The United Nations warns that around a third of the country's roughly 8 million people will need food assistance this year after bad weather and violence hit farming.
The young nation, one of the least developed in the world, also needs to cope with an influx of more than 80,000 refugees from Sudan's South Kordofan and Blue Nile states, where the army is fighting rebels.
Citadel is investing about $30 million to produce staples such as maize, sorghum and sunflower in the oil-producing Unity state bordering South Kordofan, project manager Peter Schuurs told Reuters.
"We have so far 4,000 acres and we will be planting this year, primarily maize with some sorghum Unit and sunflowers," said Schuurs, managing director of Concord Agriculture, a fully-owned Citadel unit.
"Our focus is food security in South Sudan ... we will be supplying the local markets," he said on the sidelines of an investment conference in Juba. "We will plant the crop in June."
The firm has leased land from Unity state to be developed with the help of local farmers who it trains and equips with heavy machinery.

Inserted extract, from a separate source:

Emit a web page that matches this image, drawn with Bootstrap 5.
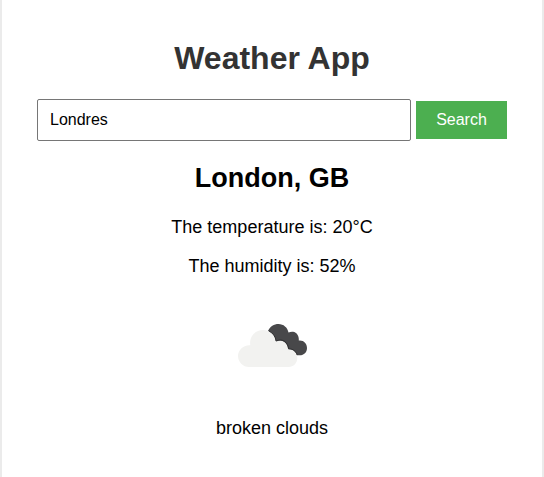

Schuurs said Citadel plans to add between 6,000 and 8,000 acres every year to reach between 30,000 and 40,000 acres within three to five years, when the firm expects to make its first profit from the project. Total production would be around 67,000 tonnes at the start.
"There is a food deficit for hundreds of thousands (of tonnes)," he said, adding that the United Nations, South Sudan's army and local merchants would be customers.
A camp with refugees from South Kordofan is located close to Citadel's farming land. "They will need to be fed," Schuurs said.
Citadel expects a return of 15 to 20 per cent from the project, which it plans to reinvest in the Unity state farmland.
Like other investors, Concord is facing a long list of challenges doing business in South Sudan, which is struggling to set up a functioning administration.
The biggest headache is importing farming machinery to the landlocked nation from the Kenyan port of Mombasa along poor roads in Kenya and Uganda. Few paved roads exist in South Sudan outside the capital Juba.
It not only takes weeks to get the machinery but local officials frequently try to impose unexpected duties on the imports, Schuurs said.
"There are always challenges. At the border between Uganda and South Sudan there is a problem at the moment," he said.
Promised by the government in Juba to be exempted from customs in the first 10 years of the project, Citadel now faces demands from South Sudan border officials.
"And then all of a sudden you get a duty of 20 per cent," he said.
He said customs officials have become much stricter since a row between Sudan and South Sudan over oil payments escalated.
South Sudan needs to export its crude via Sudanese pipelines to a Red Sea port but has been unable to agree on a fee with Khartoum.
In January Juba shut down its entire oil production of 350,000 barrels a day in a protest at Sudan taking some oil for what it called unpaid transit fees. Since then officials have been scrambling to find alternative sources of revenue.
"There is no revenue from oil and all of a sudden they are looking for ways to generate revenues," Schuurs said. "The easiest way to generate money is to put up a road block and ask for a kind of a fine for a passing truck or car."